About halfway through dessert—the conversation had turned to all the places they’d be traveling to when they headed overseas in a few weeks—Dare breezed into the room.
“We weren’t expecting you!” Gwen said, obviously delighted to see her eldest son.
“Does that mean I should get lost?” Dare asked, dropping a kiss on her upturned cheek and another on Reagan’s.
“Sit down,” Gwen said. “I’ll get you some cobbler.”
“I see you’re spoiling the brat again,” Dare said, grinning at Trey, who’d long before finished his cobbler and now repeatedly leaned across the wide table to steal cherries from Ethan’s plate.
“It’s a tough job,” she said as she went into the kitchen.
“Well?” Reagan said, her rosy complexion going grayish.
“What?” Dare asked, sinking into the chair next to Trey.

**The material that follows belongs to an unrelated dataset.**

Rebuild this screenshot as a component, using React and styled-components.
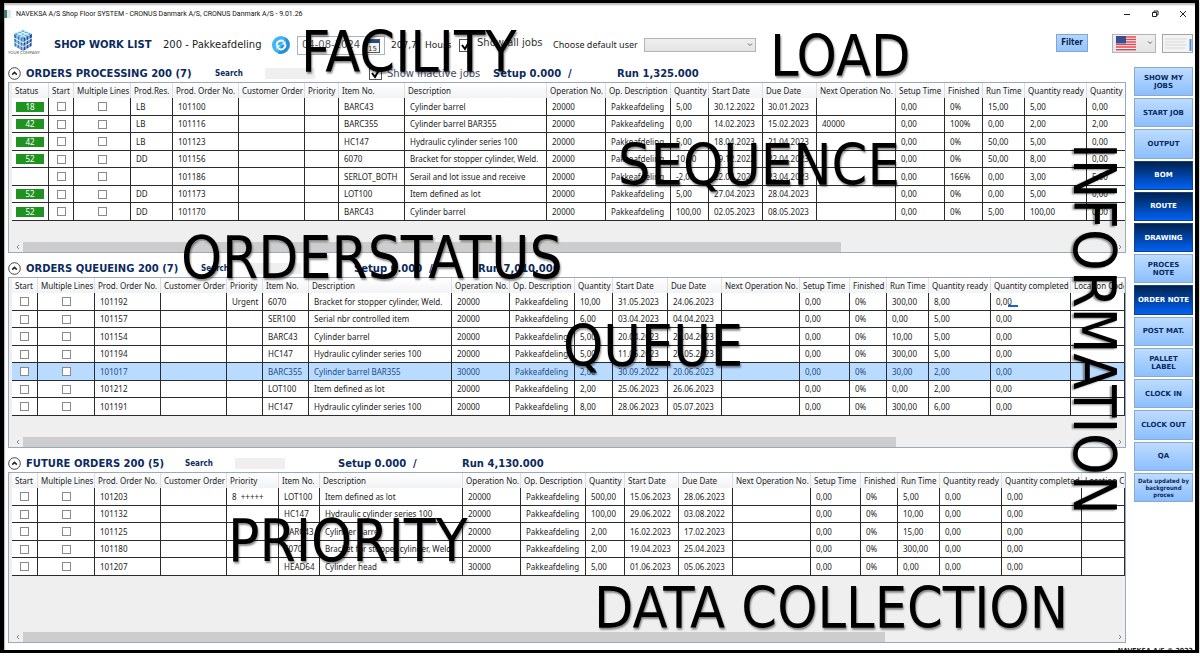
import React from "react";
import styled, { createGlobalStyle, css } from "styled-components";

const Global = createGlobalStyle`
  * { box-sizing: border-box; }
  body { margin: 0; background: #fff; color: #1c1c1c; font: 8px/12px "Noto Sans", "DejaVu Sans", sans-serif; }
  button, input, select { font: inherit; color: inherit; margin: 0; padding: 0; }
`;

const navy = "#0b2a5e";
const wide = `"DejaVu Sans", Verdana, sans-serif`;
const narrow = `"DejaVu Sans Condensed", "DejaVu Sans", sans-serif`;

const Page = styled.div`
  position: relative;
  padding-right: 1px;
`;

const Frame = styled.div`
  border: 4px solid #000;
  border-width: 3px 4px 3px 4px;
  background: #fff;
  padding: 0 2px 0 4px;
  box-shadow: inset 0 3px 2px -1px #bbb, inset 2px 0 1px -1px #bbb, 0 2px 3px rgba(0, 0, 0, 0.35);
`;

const TitleBar = styled.header`
  display: flex;
  align-items: center;
  height: 21px;
  font: 7px/12px Roboto, sans-serif;
  color: #111;
`;

const AppMark = styled.span`
  width: 7px;
  height: 8px;
  margin-right: 1px;
  margin-left: -4px;
  background: linear-gradient(90deg, #3d7f79 50%, #dfe6ea 50%);
`;

const TitleText = styled.span`
  flex: 1;
  padding-left: 4px;
`;

const WindowButtons = styled.div`
  display: flex;
  gap: 8px;
`;

const WindowButton = styled.button`
  display: grid;
  place-items: center;
  width: 20px;
  height: 16px;
  border: 0;
  background: none;
`;

const Header = styled.div`
  display: flex;
  align-items: center;
  height: 40px;
  padding-top: 2px;
  font: 9px/14px ${wide};
`;

const Logo = styled.div`
  width: 30px;
  margin-right: 16px;
  margin-top: -6px;
  svg { display: block; margin: 0 auto; }
`;

const LogoText = styled.div`
  font: 4px/4px Lato, sans-serif;
  color: #555;
  text-align: center;
  white-space: nowrap;
`;

const PageTitle = styled.h1`
  margin: 0;
  width: 109px;
  font: bold 10px/14px ${wide};
  color: ${navy};
  white-space: nowrap;
`;

const Facility = styled.span`
  width: 109px;
  font-size: 10px;
  white-space: nowrap;
`;

const Refresh = styled.button`
  width: 18px;
  height: 18px;
  margin-right: 7px;
  border: 0;
  background: none;
  svg { display: block; }
`;

const DateBox = styled.label`
  display: flex;
  align-items: center;
  justify-content: space-between;
  width: 88px;
  height: 19px;
  margin-right: 6px;
  padding: 0 4px;
  border: 1px solid #a9b4c2;
  background: #fff;
  input { width: 58px; border: 0; background: none; font-size: 10px; color: #555; }
`;

const Hours = styled.span`
  width: 34px;
`;

const CheckLabel = styled.label`
  display: flex;
  align-items: flex-start;
  gap: 5px;
  font: 10px/8px ${wide};
  color: ${(p) => p.$color || "#333"};
  white-space: nowrap;
`;

const AllJobs = styled(CheckLabel)`
  width: 94px;
`;

const InactiveJobs = styled(CheckLabel)`
  align-items: center;
  width: 124px;
  margin-left: 54px;
`;

const Tick = styled.input.attrs({ type: "checkbox" })`
  appearance: none;
  display: block;
  flex: none;
  width: ${(p) => p.$size || 9}px;
  height: ${(p) => p.$size || 9}px;
  border: 1px solid #8a8a8a;
  background: #fff;
  &:checked {
    border-color: #555;
    background: #fff url("data:image/svg+xml,%3Csvg xmlns='http://www.w3.org/2000/svg' viewBox='0 0 11 11'%3E%3Cpath d='M2 5l3 4 4-7' fill='none' stroke='%23000' stroke-width='2'/%3E%3C/svg%3E") center / 11px 11px;
  }
`;

const UserLabel = styled.label`
  display: flex;
  align-items: center;
  white-space: nowrap;
  font: 9px/14px "Noto Sans", sans-serif;
  span { width: 91px; }
`;

const SelectWrap = styled.span`
  position: relative;
  display: block;
  && { width: ${(p) => p.$w}px; }
  height: ${(p) => p.$h}px;
  > svg { position: absolute; pointer-events: none; }
  > svg.chevron { right: 3px; top: calc(50% - 2px); }
  > svg.flag { left: 4px; top: 2px; }
`;

const Select = styled.select`
  appearance: none;
  width: 100%;
  height: 100%;
  border: 1px solid #b4b4b4;
  border-radius: 0;
  background: linear-gradient(#efefef, #e4e4e4);
  color: transparent;
`;

const Tools = styled.div`
  display: flex;
  align-items: center;
  margin-left: auto;
  margin-top: -4px;
`;

const Filter = styled.button`
  width: 32px;
  height: 18px;
  margin-right: 24px;
  border: 1px solid #7fa6d6;
  background: linear-gradient(#b5d6ff, #94c4ff);
  font: bold 8px/12px ${narrow};
  color: #0a1f4a;
`;

const Preview = styled.button`
  width: 31px;
  height: 19px;
  margin-left: 6px;
  border: 1px solid #a5a5a5;
  background: #f4f4f4;
  svg { display: block; width: 100%; height: 100%; }
`;

const Body = styled.div`
  display: flex;
  gap: 8px;
`;

const Main = styled.main`
  flex: 1;
  min-width: 0;
  display: flex;
  flex-direction: column;
  gap: 6px;
`;

const SectionHead = styled.div`
  display: flex;
  align-items: center;
  height: 18px;
  padding-top: 1px;
  font: bold 10px/14px ${wide};
  color: ${navy};
  white-space: nowrap;
`;

const Collapse = styled.button`
  width: 13px;
  height: 13px;
  margin-right: 5px;
  border: 0;
  background: none;
  svg { display: block; }
`;

const SectionTitle = styled.h2`
  margin: 0;
  width: ${(p) => p.$w}px;
  font: inherit;
`;

const Search = styled.label`
  display: flex;
  align-items: center;
  font: bold 8px/12px ${narrow};
  span { width: 50px; }
  input { width: 50px; height: 11px; border: 0; background: #efefef; }
`;

const Setup = styled.span`
  width: 124px;
  margin-left: ${(p) => (p.$after ? 0 : 53)}px;
  white-space: pre;
`;

const Grid = styled.div`
  display: flex;
  flex-direction: column;
  height: 171px;
  border: 1px solid #9aa9bc;
  background: #efefef;
  overflow: hidden;
`;

const TableArea = styled.div`
  flex: 1;
  padding-left: 3px;
  overflow: hidden;
`;

const Table = styled.table`
  table-layout: fixed;
  width: 100%;
  min-width: max-content;
  border-collapse: separate;
  border-spacing: 0;
`;

const Th = styled.th`
  height: 15px;
  padding: 0 0 0 3px;
  border-right: 1px solid #dcdfe3;
  background: linear-gradient(#fff, #f2f3f5);
  font-weight: normal;
  line-height: 14px;
  text-align: left;
  white-space: nowrap;
  overflow: hidden;
`;

const Td = styled.td`
  padding: 0 0 0 ${(p) => (p.$mid ? 0 : 5)}px;
  border-right: 1px solid #2b2b2b;
  border-bottom: 1px solid #2b2b2b;
  line-height: 12px;
  white-space: pre;
  overflow: hidden;
  input { margin: 0 auto; }
`;

const Tr = styled.tr`
  height: 17px;
  background: #fff;
  &:nth-child(odd) { height: 18px; }
  ${(p) => p.$selected && css`
    background: #b9dbff;
    color: #1d4b85;
  `}
`;

const Status = styled.span`
  display: block;
  width: 28px;
  height: 10px;
  margin: 0 auto;
  background: #1f931f;
  color: #fff;
  line-height: 10px;
  text-align: center;
`;

const ScrollBar = styled.div`
  display: flex;
  align-items: center;
  height: 10px;
  padding-left: 3px;
`;

const Arrow = styled.button`
  width: 11px;
  height: 10px;
  border: 0;
  background: none;
  svg { display: block; margin: 0 auto; }
`;

const Track = styled.div`
  flex: 1;
  height: 10px;
`;

const Thumb = styled.div`
  height: 10px;
  background: #cdcdcd;
`;

const Side = styled.nav`
  display: grid;
  grid-auto-rows: 1fr;
  gap: 2px;
  width: 59px;
  height: 435px;
  margin-top: 3px;
`;

const SideButton = styled.button`
  && { padding: 0 2px; }
  border: 1px solid ${(p) => (p.$dark ? "#16407e" : "#8aa9cf")};
  background: ${(p) => (p.$dark ? "linear-gradient(#00234f, #0062f5)" : "linear-gradient(#bddcff, #8cbfff)")};
  color: ${(p) => (p.$dark ? "#fff" : navy)};
  font: bold ${(p) => (p.$small ? "6px/7px " + narrow : "7px/8px " + wide)};
`;

const Footer = styled.footer`
  height: 7px;
  padding-top: 3px;
  overflow: hidden;
  text-align: right;
  font: bold 7px/10px ${narrow};
`;

const Word = styled.span`
  position: absolute;
  left: ${(p) => p.$x}px;
  top: ${(p) => p.$y}px;
  font: ${(p) => p.$size || 57}px/56px ${narrow};
  color: #000;
  text-shadow: 1px 2px 2px rgba(0, 0, 0, 0.45);
  white-space: nowrap;
  pointer-events: none;
  ${(p) => p.$down && css`writing-mode: vertical-rl;`}
`;

const Cursor = styled.i`
  position: absolute;
  left: 1008px;
  top: 305px;
  width: 10px;
  height: 2px;
  background: #1d5fc4;
`;

const Chevron = () => (
  <svg className="chevron" width="6" height="4" viewBox="0 0 6 4"><path d="M1 .5l2 2 2-2" fill="none" stroke="#666" /></svg>
);

const rest = "Description|Operation No.|Op. Description|Quantity|Start Date|Due Date|Next Operation No.|Setup Time|Finished|Run Time|Quantity ready";

const sections = [
  {
    title: "ORDERS PROCESSING 200 (7)", w: 189, run: "Run 1,325.000", thumb: 75, inactive: true,
    cols: ("Status|Start|Multiple Lines|Prod.Res.|Prod. Order No.|Customer Order|Priority|Item No.|" + rest + "|Quantity").split("|"),
    widths: [37, 25, 57, 42, 66, 66, 34, 66, 142, 59, 65, 38, 54, 54, 79, 49, 38, 42, 62, 39],
    rows: [
      "18|[]|[]|LB|101100|||BARC43|Cylinder barrel|20000|Pakkeafdeling|5,00|30.12.2022|30.01.2023||0,00|0%|15,00|5,00|0,00",
      "42|[]|[]|LB|101116|||BARC355|Cylinder barrel BAR355|20000|Pakkeafdeling|0,00|14.02.2023|15.02.2023|40000|0,00|100%|0,00|2,00|2,00",
      "42|[]|[]|LB|101123|||HC147|Hydraulic cylinder series 100|20000|Pakkeafdeling|5,00|18.04.2023|21.04.2023||0,00|0%|50,00|5,00|0,00",
      "52|[]|[]|DD|101156|||6070|Bracket for stopper cylinder, Weld.|20000|Pakkeafdeling|10,00|19.12.2022|22.04.2023||0,00|0%|50,00|8,00|0,00",
      "|[]|[]||101186|||SERLOT_BOTH|Serail and lot issue and receive|20000|Pakkeafdeling|-2,00|22.04.2023|23.04.2023||0,00|166%|0,00|3,00|5,00",
      "52|[]|[]|DD|101173|||LOT100|Item defined as lot|20000|Pakkeafdeling|5,00|27.04.2023|28.04.2023||0,00|0%|0,00|5,00|0,00",
      "52|[]|[]|DD|101170|||BARC43|Cylinder barrel|20000|Pakkeafdeling|100,00|02.05.2023|08.05.2023||0,00|0%|5,00|100,00|0,00",
    ],
  },
  {
    title: "ORDERS QUEUEING 200 (7)", w: 175, run: "Run 7,010.000", thumb: 80, selected: 4,
    cols: ("Start|Multiple Lines|Prod. Order No.|Customer Order|Priority|Item No.|" + rest + "|Quantity completed|Location Code").split("|"),
    widths: [26, 57, 66, 66, 36, 46, 143, 58, 65, 38, 55, 54, 78, 50, 37, 42, 62, 80, 54],
    rows: [
      "[]|[]|101192||Urgent|6070|Bracket for stopper cylinder, Weld.|20000|Pakkeafdeling|10,00|31.05.2023|24.06.2023||0,00|0%|300,00|8,00|0,00|",
      "[]|[]|101157|||SER100|Serial nbr controlled item|20000|Pakkeafdeling|6,00|03.04.2023|04.04.2023||0,00|0%|0,00|5,00|0,00|",
      "[]|[]|101154|||BARC43|Cylinder barrel|20000|Pakkeafdeling|5,00|20.04.2023|21.04.2023||0,00|0%|10,00|5,00|0,00|",
      "[]|[]|101194|||HC147|Hydraulic cylinder series 100|20000|Pakkeafdeling|5,00|11.05.2023|24.05.2023||0,00|0%|300,00|5,00|0,00|",
      "[]|[]|101017|||BARC355|Cylinder barrel BAR355|30000|Pakkeafdeling|2,00|30.09.2022|20.06.2023||0,00|0%|30,00|2,00|0,00|",
      "[]|[]|101212|||LOT100|Item defined as lot|20000|Pakkeafdeling|2,00|25.06.2023|26.06.2023||0,00|0%|0,00|2,00|0,00|",
      "[]|[]|101191|||HC147|Hydraulic cylinder series 100|20000|Pakkeafdeling|8,00|28.06.2023|05.07.2023||0,00|0%|300,00|6,00|0,00|",
    ],
  },
  {
    title: "FUTURE ORDERS 200 (5)", w: 159, run: "Run 4,130.000", thumb: 79,
    cols: ("Start|Multiple Lines|Prod. Order No.|Customer Order|Priority|Item No.|" + rest + "|Quantity completed|Location Code").split("|"),
    widths: [26, 57, 66, 66, 52, 41, 143, 58, 65, 39, 54, 54, 78, 50, 37, 42, 62, 80, 43],
    rows: [
      "[]|[]|101203||8  +++++|LOT100|Item defined as lot|20000|Pakkeafdeling|500,00|15.06.2023|28.06.2023||0,00|0%|5,00|0,00|0,00|",
      "[]|[]|101132|||HC147|Hydraulic cylinder series 100|20000|Pakkeafdeling|100,00|29.06.2022|03.08.2022||0,00|0%|10,00|0,00|0,00|",
      "[]|[]|101125|||BARC43|Cylinder barrel|20000|Pakkeafdeling|2,00|16.02.2023|17.02.2023||0,00|0%|15,00|0,00|0,00|",
      "[]|[]|101180|||6070|Bracket for stopper cylinder, Weld.|20000|Pakkeafdeling|2,00|19.04.2023|25.04.2023||0,00|0%|300,00|0,00|0,00|",
      "[]|[]|101207|||HEAD64|Cylinder head|30000|Pakkeafdeling|5,00|01.06.2023|05.06.2023||0,00|0%|0,00|0,00|0,00|",
    ],
  },
];

const actions = [
  ["SHOW MY JOBS"], ["START JOB"], ["OUTPUT"], ["BOM", 1], ["ROUTE", 1], ["DRAWING", 1], ["PROCES NOTE"],
  ["ORDER NOTE", 1], ["POST MAT."], ["PALLET LABEL"], ["CLOCK IN"], ["CLOCK OUT"], ["QA"],
  ["Data updated by background proces", 0, 1],
];

const words = [
  { text: "FACILITY", x: 301, y: 24 },
  { text: "LOAD", x: 770, y: 28 },
  { text: "SEQUENCE", x: 618, y: 137 },
  { text: "ORDERSTATUS", x: 181, y: 230, size: 58 },
  { text: "QUEUE", x: 563, y: 318 },
  { text: "PRIORITY", x: 228, y: 513, size: 58 },
  { text: "DATA COLLECTION", x: 594, y: 580 },
  { text: "INFORMATION", x: 1066, y: 143, size: 59, down: true },
];

function Cell({ value, col, order }) {
  if (value === "[]") return <Td $mid><Tick aria-label={`${col} ${order}`} /></Td>;
  if (col === "Status") return <Td $mid>{value && <Status>{value}</Status>}</Td>;
  return <Td>{value}</Td>;
}

function Section({ s }) {
  const orderCol = s.cols.indexOf("Prod. Order No.");
  return (
    <section>
      <SectionHead>
        <Collapse aria-label="Collapse">
          <svg width="13" height="13" viewBox="0 0 13 13"><circle cx="6.5" cy="6.5" r="5.8" fill="#fff" stroke="#444" /><path d="M4.2 7.6l2.3-2.2 2.3 2.2" fill="none" stroke="#222" strokeWidth="1.5" /></svg>
        </Collapse>
        <SectionTitle $w={s.w}>{s.title}</SectionTitle>
        <Search><span>Search</span><input type="text" /></Search>
        {s.inactive && <InactiveJobs $color="#3d4a63"><Tick $size={13} defaultChecked />Show inactive jobs</InactiveJobs>}
        <Setup $after={s.inactive}>{"Setup 0.000  /"}</Setup>
        <span>{s.run}</span>
      </SectionHead>
      <Grid>
        <TableArea>
          <Table>
            <colgroup>{s.widths.map((w, i) => <col key={i} width={w} />)}</colgroup>
            <thead><tr>{s.cols.map((c, i) => <Th key={i}>{c}</Th>)}</tr></thead>
            <tbody>
              {s.rows.map((r, n) => {
                const cells = r.split("|");
                return (
                  <Tr key={n} $selected={s.selected === n}>
                    {cells.map((v, i) => <Cell key={i} value={v} col={s.cols[i]} order={cells[orderCol]} />)}
                  </Tr>
                );
              })}
            </tbody>
          </Table>
        </TableArea>
        <ScrollBar>
          <Arrow aria-label="Scroll left"><svg width="4" height="6" viewBox="0 0 4 6"><path d="M3 1L1 3l2 2" fill="none" stroke="#888" /></svg></Arrow>
          <Track><Thumb style={{ width: `${s.thumb}%` }} /></Track>
          <Arrow aria-label="Scroll right"><svg width="4" height="6" viewBox="0 0 4 6"><path d="M1 1l2 2-2 2" fill="none" stroke="#888" /></svg></Arrow>
        </ScrollBar>
      </Grid>
    </section>
  );
}

const CubeLogo = () => (
  <svg width="20" height="21" viewBox="0 0 20 21">
    <path d="M10 0l9 4-9 4.5L1 4z" fill="#58b4ea" />
    <path d="M1 4l9 4.500V21l-8.500-5z" fill="#2e7cc4" />
    <path d="M19 4l-9 4.500V21l8.500-5z" fill="#174f9b" />
    <path d="M4 2.700l9 4.300M7 1.300l9 4.200M16 2.700L7 7M13 1.300L4 5.500M1 8l9 4.700L19 8M1.300 12l8.700 5 8.700-5M4 5.500V17.500M7 7v12M13 7v12M16 5.500v12M10 8.500V21" stroke="#fff" strokeWidth=".9" fill="none" />
  </svg>
);

export default function App() {
  return (
    <Page>
      <Global />
      <Frame>
        <TitleBar>
          <AppMark />
          <TitleText>NAVEKSA A/S Shop Floor SYSTEM - CRONUS Danmark A/S, CRONUS Danmark A/S - 9.01.26</TitleText>
          <WindowButtons>
            <WindowButton aria-label="Minimize"><svg width="8" height="8"><path d="M1 4.500h6" stroke="#222" /></svg></WindowButton>
            <WindowButton aria-label="Restore"><svg width="8" height="8"><path d="M1.500 2.500h4v4h-4zM3 2.500v-1.500h4v4H5.500" fill="none" stroke="#222" /></svg></WindowButton>
            <WindowButton aria-label="Close"><svg width="8" height="8"><path d="M1 1l6 6M7 1L1 7" stroke="#222" /></svg></WindowButton>
          </WindowButtons>
        </TitleBar>
        <Header>
          <Logo><CubeLogo /><LogoText>YOUR COMPANY</LogoText></Logo>
          <PageTitle>SHOP WORK LIST</PageTitle>
          <Facility>200 - Pakkeafdeling</Facility>
          <Refresh aria-label="Refresh">
            <svg width="18" height="18" viewBox="0 0 18 18">
              <circle cx="9" cy="9" r="9" fill="#3fb4f2" />
              <path d="M14 1.600a9 9 0 0 1-8 15.800z" fill="#2a8fd6" />
              <path d="M4.800 10a4.300 4.300 0 0 1 7-4.300M13.200 8a4.300 4.300 0 0 1-7 4.300" fill="none" stroke="#fff" strokeWidth="1.800" />
              <path d="M13.500 4.500v4h-4zM4.500 13.500v-4h4z" fill="#fff" />
            </svg>
          </Refresh>
          <DateBox>
            <input type="text" aria-label="Date" defaultValue="04-08-2024" />
            <svg width="15" height="15" viewBox="0 0 15 15"><rect x=".5" y="1.500" width="14" height="13" fill="#f3f3f3" stroke="#555" /><path d="M1 2h13v3H1z" fill="#1e4b8c" /><text x="3" y="13" fontSize="7" fontFamily="DejaVu Sans" fill="#333">15</text></svg>
          </DateBox>
          <Hours>207,7</Hours>
          <Hours>Hours</Hours>
          <AllJobs><Tick $size={13} defaultChecked />Show all jobs</AllJobs>
          <UserLabel>
            <span>Choose default user</span>
            <SelectWrap $w={112} $h={14}><Select /><Chevron /></SelectWrap>
          </UserLabel>
          <Tools>
            <Filter>Filter</Filter>
            <SelectWrap $w={44} $h={19}>
              <Select aria-label="Language" />
              <svg className="flag" width="20" height="15" viewBox="0 0 20 15">
                <path fill="#fff" d="M0 0h20v15H0z" />
                <path d="M0 1h20M0 3.500h20M0 6h20M0 8.500h20M0 11h20M0 13.700h20" stroke="#e2454d" strokeWidth="1.400" />
                <path fill="#3a4d90" d="M0 0h10v7.500H0z" />
              </svg>
              <Chevron />
            </SelectWrap>
            <Preview aria-label="Layout">
              <svg viewBox="0 0 29 17"><path d="M2 4h22M2 7h20M2 10h22M2 13h20" stroke="#d9d9d9" /><path d="M27.500 4v12" stroke="#4a8fe0" strokeWidth="2" /></svg>
            </Preview>
          </Tools>
        </Header>
        <Body>
          <Main>{sections.map((s) => <Section key={s.title} s={s} />)}</Main>
          <Side>
            {actions.map(([t, dark, small]) => <SideButton key={t} $dark={dark} $small={small}>{t}</SideButton>)}
          </Side>
        </Body>
        <Footer>NAVEKSA A/S © 2023</Footer>
      </Frame>
      <Cursor />
      {words.map((w) => <Word key={w.text} $x={w.x} $y={w.y} $size={w.size} $down={w.down}>{w.text}</Word>)}
    </Page>
  );
}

“How did the press conference go?”
“Oh, that,” Dare said. “It was fine.”
“That’s all you’re going to tell me?”
“Max diverted all your questions to Steve, who insisted he was too hung over to respond.”
“How pissed was Sam?”
“Pissed, but he kept his mouth shut. We opened by telling everyone that the entire band would rather be in Los Angeles supporting a dear friend in his time of need.”
“I tried to call Sed this morning,” Trey said. “He really is torn up about this. So much so that I was allowed to talk to Jessica because he didn’t think he could talk.”
“We should go see him,” Reagan said. “Even if he thinks he doesn’t want us to.”
“Did Toni get ahold of you?” Dare asked Reagan, who scowled at him.
“No.”
“Logan called this morning. Toni’s little sister is in the hospital.”
“What? Is she okay?”
“Something’s wrong with her heart, but I think she’ll be fine. Logan feels terrible about missing the funeral tomorrow, but thinks Toni needs his support more than Sed does.”
“Of course she does. Toni adores her sister. I’m sure Logan is a tremendous comfort to her.” Reagan stood from the table and pulled her cellphone out of her pocket. “I need to call her.”
“I thought you hated her for leaking your secrets to the tabloids,” Ethan said.
“If it was really her, and I now honestly doubt that, I’ll chew her out later. I’m sure she can use a friend right now, but she’s probably terrified to call me.”
Ethan smiled at her. Reagan might be too forgiving for her own good sometimes, but he knew firsthand how wonderful it was to be granted her forgiveness. Ethan was blessed to have two amazing loves in his life. He would do everything in his power to ensure no one ever took them away from him.